In R: summary(aov(y ~ x1 + x2, data))
8.4 Post-hoc tests
The result of ANOVA tells us if there is a difference between any of the groups but it tells us nothing about which particular groups are different from which other groups. To find it out, we need to test the differences between each group separately.
See Navarro and Foxcroft (2018) sections 13.5.
One way to do that is to simply conduct needed tests manually and use either Bonferroni or preferably Holm correction to correct p-values for multiple testing. To apply Bonferroni correction we simply need to multipy each p-value by the number of tests we ran. The more accurate Holm correction follows a similar idea but also considers the ranking of all p-values. In both cases we increase p-values by the number of tests.
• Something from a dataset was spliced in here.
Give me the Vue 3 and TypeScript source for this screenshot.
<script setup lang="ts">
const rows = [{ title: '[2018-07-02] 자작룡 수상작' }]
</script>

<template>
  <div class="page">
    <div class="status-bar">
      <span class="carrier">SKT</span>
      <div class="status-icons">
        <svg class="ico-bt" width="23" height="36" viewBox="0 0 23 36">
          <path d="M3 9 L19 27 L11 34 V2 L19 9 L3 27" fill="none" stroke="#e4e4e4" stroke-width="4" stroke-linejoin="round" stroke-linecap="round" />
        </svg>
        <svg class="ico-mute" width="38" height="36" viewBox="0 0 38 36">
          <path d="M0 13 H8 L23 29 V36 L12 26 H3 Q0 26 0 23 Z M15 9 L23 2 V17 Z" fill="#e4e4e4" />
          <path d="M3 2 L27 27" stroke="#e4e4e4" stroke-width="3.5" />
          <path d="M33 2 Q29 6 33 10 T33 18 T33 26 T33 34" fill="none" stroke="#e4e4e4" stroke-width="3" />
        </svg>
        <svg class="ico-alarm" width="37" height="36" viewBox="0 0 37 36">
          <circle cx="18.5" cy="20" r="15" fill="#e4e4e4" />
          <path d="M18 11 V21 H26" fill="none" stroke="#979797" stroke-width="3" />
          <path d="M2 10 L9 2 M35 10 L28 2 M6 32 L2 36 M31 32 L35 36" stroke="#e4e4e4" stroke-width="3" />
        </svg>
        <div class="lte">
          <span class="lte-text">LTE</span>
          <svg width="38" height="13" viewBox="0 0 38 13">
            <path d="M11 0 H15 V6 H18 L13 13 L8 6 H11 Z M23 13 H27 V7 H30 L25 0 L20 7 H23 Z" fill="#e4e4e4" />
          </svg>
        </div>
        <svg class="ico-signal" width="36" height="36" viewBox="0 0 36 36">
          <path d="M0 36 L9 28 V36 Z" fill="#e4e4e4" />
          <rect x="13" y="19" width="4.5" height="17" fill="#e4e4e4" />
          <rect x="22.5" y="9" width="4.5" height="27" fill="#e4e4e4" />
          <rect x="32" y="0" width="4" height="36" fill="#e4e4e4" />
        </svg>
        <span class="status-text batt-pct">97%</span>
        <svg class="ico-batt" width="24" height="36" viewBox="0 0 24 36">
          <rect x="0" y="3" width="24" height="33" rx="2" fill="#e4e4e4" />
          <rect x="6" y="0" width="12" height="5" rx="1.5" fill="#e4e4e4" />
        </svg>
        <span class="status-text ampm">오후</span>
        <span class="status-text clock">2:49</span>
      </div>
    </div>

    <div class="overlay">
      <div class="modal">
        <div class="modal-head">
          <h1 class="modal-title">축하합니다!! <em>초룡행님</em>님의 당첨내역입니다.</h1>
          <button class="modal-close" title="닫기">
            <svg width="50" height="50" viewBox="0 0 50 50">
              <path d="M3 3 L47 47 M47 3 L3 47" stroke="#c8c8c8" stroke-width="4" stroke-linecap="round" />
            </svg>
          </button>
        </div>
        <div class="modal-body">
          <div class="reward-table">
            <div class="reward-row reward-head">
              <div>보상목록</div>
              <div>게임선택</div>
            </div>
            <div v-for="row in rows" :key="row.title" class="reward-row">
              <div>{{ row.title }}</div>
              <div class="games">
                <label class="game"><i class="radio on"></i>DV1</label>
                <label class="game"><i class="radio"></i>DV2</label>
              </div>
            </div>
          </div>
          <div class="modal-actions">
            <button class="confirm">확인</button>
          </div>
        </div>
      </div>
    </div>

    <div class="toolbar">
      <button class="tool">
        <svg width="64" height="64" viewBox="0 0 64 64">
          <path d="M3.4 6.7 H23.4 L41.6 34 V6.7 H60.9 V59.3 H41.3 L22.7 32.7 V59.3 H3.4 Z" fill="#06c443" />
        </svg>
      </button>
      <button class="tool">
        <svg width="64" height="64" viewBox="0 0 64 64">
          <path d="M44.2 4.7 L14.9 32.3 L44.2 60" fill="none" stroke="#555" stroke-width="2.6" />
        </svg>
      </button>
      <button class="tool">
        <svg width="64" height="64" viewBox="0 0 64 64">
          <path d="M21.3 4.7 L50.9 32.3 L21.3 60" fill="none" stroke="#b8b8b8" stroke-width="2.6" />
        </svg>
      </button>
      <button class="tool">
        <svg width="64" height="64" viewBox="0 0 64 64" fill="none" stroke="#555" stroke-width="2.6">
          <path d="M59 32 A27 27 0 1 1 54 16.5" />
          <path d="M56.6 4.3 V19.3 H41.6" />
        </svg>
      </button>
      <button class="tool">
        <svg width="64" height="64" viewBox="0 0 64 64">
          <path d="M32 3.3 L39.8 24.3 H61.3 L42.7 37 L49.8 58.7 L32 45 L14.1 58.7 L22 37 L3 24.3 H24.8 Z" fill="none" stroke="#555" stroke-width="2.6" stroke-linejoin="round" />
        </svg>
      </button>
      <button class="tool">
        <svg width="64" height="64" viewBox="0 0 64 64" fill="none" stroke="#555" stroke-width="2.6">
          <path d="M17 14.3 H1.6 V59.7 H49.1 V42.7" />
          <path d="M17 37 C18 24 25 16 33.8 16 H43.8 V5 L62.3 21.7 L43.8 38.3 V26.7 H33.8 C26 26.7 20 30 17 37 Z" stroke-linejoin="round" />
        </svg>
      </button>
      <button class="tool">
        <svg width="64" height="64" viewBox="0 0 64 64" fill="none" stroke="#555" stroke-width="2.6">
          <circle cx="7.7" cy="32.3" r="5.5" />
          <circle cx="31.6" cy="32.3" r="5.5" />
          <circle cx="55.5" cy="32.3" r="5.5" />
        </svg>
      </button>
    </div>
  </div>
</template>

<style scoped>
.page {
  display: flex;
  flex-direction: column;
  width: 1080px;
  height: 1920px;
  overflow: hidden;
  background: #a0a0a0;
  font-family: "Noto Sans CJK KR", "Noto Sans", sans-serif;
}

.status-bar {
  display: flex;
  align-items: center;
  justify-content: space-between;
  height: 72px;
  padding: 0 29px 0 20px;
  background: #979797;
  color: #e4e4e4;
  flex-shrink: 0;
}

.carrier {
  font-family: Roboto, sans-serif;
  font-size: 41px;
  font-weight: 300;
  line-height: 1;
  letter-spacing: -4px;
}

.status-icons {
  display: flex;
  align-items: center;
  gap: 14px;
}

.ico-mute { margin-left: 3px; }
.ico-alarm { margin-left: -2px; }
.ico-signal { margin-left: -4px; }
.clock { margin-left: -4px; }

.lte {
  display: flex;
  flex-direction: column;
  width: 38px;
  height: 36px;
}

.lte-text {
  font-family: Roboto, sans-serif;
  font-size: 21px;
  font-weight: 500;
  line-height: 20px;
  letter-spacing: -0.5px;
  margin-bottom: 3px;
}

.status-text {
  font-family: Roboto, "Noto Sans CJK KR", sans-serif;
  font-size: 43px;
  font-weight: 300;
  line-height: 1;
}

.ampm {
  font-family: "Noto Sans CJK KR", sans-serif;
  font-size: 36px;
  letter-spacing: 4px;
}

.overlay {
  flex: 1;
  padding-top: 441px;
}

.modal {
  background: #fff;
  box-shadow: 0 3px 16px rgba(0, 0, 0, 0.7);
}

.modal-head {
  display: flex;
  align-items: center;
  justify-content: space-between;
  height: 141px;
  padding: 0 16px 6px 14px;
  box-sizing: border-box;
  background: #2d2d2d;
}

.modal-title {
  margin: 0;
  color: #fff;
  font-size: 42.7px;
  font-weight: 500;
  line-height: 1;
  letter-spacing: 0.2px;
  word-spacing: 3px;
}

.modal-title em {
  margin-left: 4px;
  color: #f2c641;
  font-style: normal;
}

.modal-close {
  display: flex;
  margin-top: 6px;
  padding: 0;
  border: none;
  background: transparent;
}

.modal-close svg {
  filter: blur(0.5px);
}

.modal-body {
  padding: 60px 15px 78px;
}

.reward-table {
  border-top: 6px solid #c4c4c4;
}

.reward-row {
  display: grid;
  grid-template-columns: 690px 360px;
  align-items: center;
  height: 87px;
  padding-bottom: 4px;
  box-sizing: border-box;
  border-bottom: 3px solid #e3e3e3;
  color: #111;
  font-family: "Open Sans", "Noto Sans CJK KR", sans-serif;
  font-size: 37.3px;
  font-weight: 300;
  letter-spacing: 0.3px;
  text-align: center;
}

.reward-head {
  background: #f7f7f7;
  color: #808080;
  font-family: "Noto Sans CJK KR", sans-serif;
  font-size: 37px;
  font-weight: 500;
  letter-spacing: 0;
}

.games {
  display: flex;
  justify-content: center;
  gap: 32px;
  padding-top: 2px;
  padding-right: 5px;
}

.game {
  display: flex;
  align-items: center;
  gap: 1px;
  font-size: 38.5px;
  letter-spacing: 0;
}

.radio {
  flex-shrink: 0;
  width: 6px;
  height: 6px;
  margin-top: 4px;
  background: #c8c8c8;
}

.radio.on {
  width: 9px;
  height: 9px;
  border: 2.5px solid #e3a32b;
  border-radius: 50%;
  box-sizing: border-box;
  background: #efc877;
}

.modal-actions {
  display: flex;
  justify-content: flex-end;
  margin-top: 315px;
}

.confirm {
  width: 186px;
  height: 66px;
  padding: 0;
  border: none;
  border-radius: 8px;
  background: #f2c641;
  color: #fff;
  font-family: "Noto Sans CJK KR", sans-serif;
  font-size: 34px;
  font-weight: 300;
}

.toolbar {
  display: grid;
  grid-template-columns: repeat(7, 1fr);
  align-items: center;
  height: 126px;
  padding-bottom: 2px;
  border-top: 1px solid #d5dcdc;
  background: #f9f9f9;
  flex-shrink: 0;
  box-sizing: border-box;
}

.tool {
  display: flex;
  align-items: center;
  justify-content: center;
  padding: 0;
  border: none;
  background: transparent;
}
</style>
See Navarro and Foxcroft (2018) sections 14.8
Another option is to use a procedure that tests all pairwise differences between all group means. One such procedure is Tukey’s HSD. The result of the procedure provides the magnitude and statistical significance of each possible difference.
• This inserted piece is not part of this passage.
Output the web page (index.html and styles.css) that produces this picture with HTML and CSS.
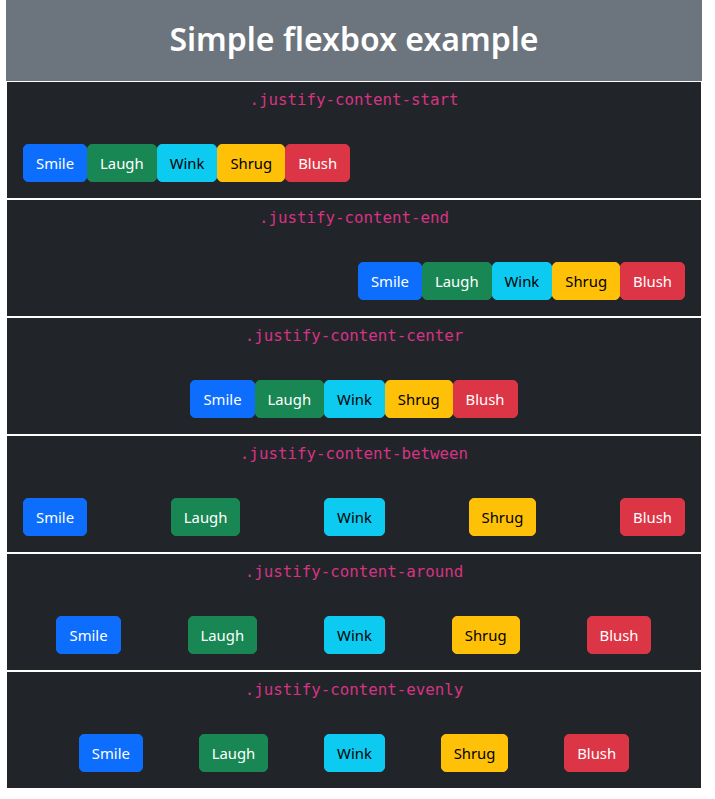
FILE: index.html
```html
<!DOCTYPE html>
<html lang="en">
<head>
<meta charset="utf-8">
<title>Simple flexbox example</title>
<link rel="stylesheet" href="styles.css">
</head>
<body>
<div class="page">
  <header class="header"><h1>Simple flexbox example</h1></header>

  <section class="demo">
    <p class="label"><code>.justify-content-start</code></p>
    <div class="row start">
      <button class="btn primary">Smile</button><button class="btn success">Laugh</button><button class="btn info">Wink</button><button class="btn warning">Shrug</button><button class="btn danger">Blush</button>
    </div>
  </section>

  <section class="demo">
    <p class="label"><code>.justify-content-end</code></p>
    <div class="row end">
      <button class="btn primary">Smile</button><button class="btn success">Laugh</button><button class="btn info">Wink</button><button class="btn warning">Shrug</button><button class="btn danger">Blush</button>
    </div>
  </section>

  <section class="demo">
    <p class="label"><code>.justify-content-center</code></p>
    <div class="row center">
      <button class="btn primary">Smile</button><button class="btn success">Laugh</button><button class="btn info">Wink</button><button class="btn warning">Shrug</button><button class="btn danger">Blush</button>
    </div>
  </section>

  <section class="demo">
    <p class="label"><code>.justify-content-between</code></p>
    <div class="row between">
      <button class="btn primary">Smile</button><button class="btn success">Laugh</button><button class="btn info">Wink</button><button class="btn warning">Shrug</button><button class="btn danger">Blush</button>
    </div>
  </section>

  <section class="demo">
    <p class="label"><code>.justify-content-around</code></p>
    <div class="row around">
      <button class="btn primary">Smile</button><button class="btn success">Laugh</button><button class="btn info">Wink</button><button class="btn warning">Shrug</button><button class="btn danger">Blush</button>
    </div>
  </section>

  <section class="demo">
    <p class="label"><code>.justify-content-evenly</code></p>
    <div class="row evenly">
      <button class="btn primary">Smile</button><button class="btn success">Laugh</button><button class="btn info">Wink</button><button class="btn warning">Shrug</button><button class="btn danger">Blush</button>
    </div>
  </section>
</div>
</body>
</html>
```

FILE: styles.css
```css
* { box-sizing: border-box; }

body {
  margin: 0;
  background: #fff;
  font-family: "Noto Sans", "Open Sans", sans-serif;
  font-size: 16px;
  line-height: 1.5;
}

.page {
  width: 696px;
  margin: 0 6px;
}

.header {
  height: 81px;
  background: #6c757d;
  display: flex;
  align-items: center;
  justify-content: center;
}

.header h1 {
  margin: 0;
  color: #fff;
  font-size: 32px;
  font-weight: 600;
  line-height: 1.2;
  padding-bottom: 2px;
}

.demo {
  background: #212529;
  border: 1px solid #fff;
  height: 118px;
}

.label {
  margin: 0;
  padding-top: 5px;
  height: 46px;
  text-align: center;
  line-height: 24px;
}

.label code {
  font-family: "DejaVu Sans Mono", "Liberation Mono", monospace;
  font-size: 15.8px;
  color: #d63384;
}

.row {
  display: flex;
  padding: 16px;
}

.start { justify-content: flex-start; }
.end { justify-content: flex-end; }
.center { justify-content: center; }
.between { justify-content: space-between; }
.around { justify-content: space-around; }
.evenly { justify-content: space-evenly; }

.btn {
  font-family: "Noto Sans", "Open Sans", sans-serif;
  font-size: 14.85px;
  line-height: 24px;
  padding: 6px 12px;
  border: 1px solid transparent;
  border-radius: 5px;
  height: 38px;
  color: #fff;
  cursor: pointer;
}

.primary { background: #0d6efd; border-color: #0d6efd; }
.success { background: #198754; border-color: #198754; }
.info { background: #0dcaf0; border-color: #0dcaf0; color: #000; }
.warning { background: #ffc107; border-color: #ffc107; color: #000; }
.danger { background: #dc3545; border-color: #dc3545; }
```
In Jamovi: ANOVA > One-way ANOVA > Post-Hoc test | Games-Howell or Tukey.
In R: TukeyHSD(aov(x, y))
8.5 Assumptions of ANOVA
See Navarro and Foxcroft (2018) sections 13.6.
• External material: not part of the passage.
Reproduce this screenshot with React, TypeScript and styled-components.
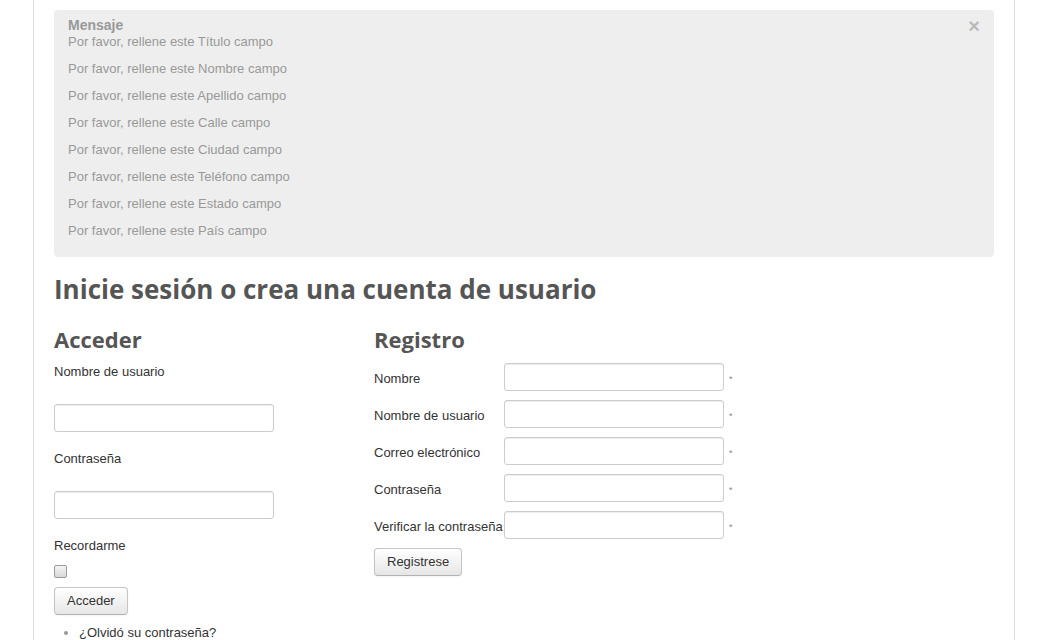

The simplest (Fisher’s one-way) ANOVA assumes normality, independence of observations and homogeneity of variance. While the former two can be evaluated in the same way as in case of a T-test, evaluating homogeneity of variance is more intricate since we now have more than two samples to compare.
8.5.1 Levene’s and Brown-Forsythe tests
Both of these tests involve calculating each observation’s difference from its group average and then running an ANOVA on the resulting values to test if these differences are the same or not. Levene’s test uses differences from mean value, while Brown-Forsythe evaluates differeces from median value and is thus better suited for data that is not normally distributed.
\(H_0: s_1 = s_2 = s_3\)
\(H_1: s_1 = s_2 \neq s_3\) or \(s_1 \neq s_2 \neq s_3\)
The assumption is satisfied if we fail to reject \(H_0\) (p-value is \(\ge \alpha\)) and retain that all within-group deviations are the same.
In Jamovi: ANOVA > One-way ANOVA > Homogeneity test.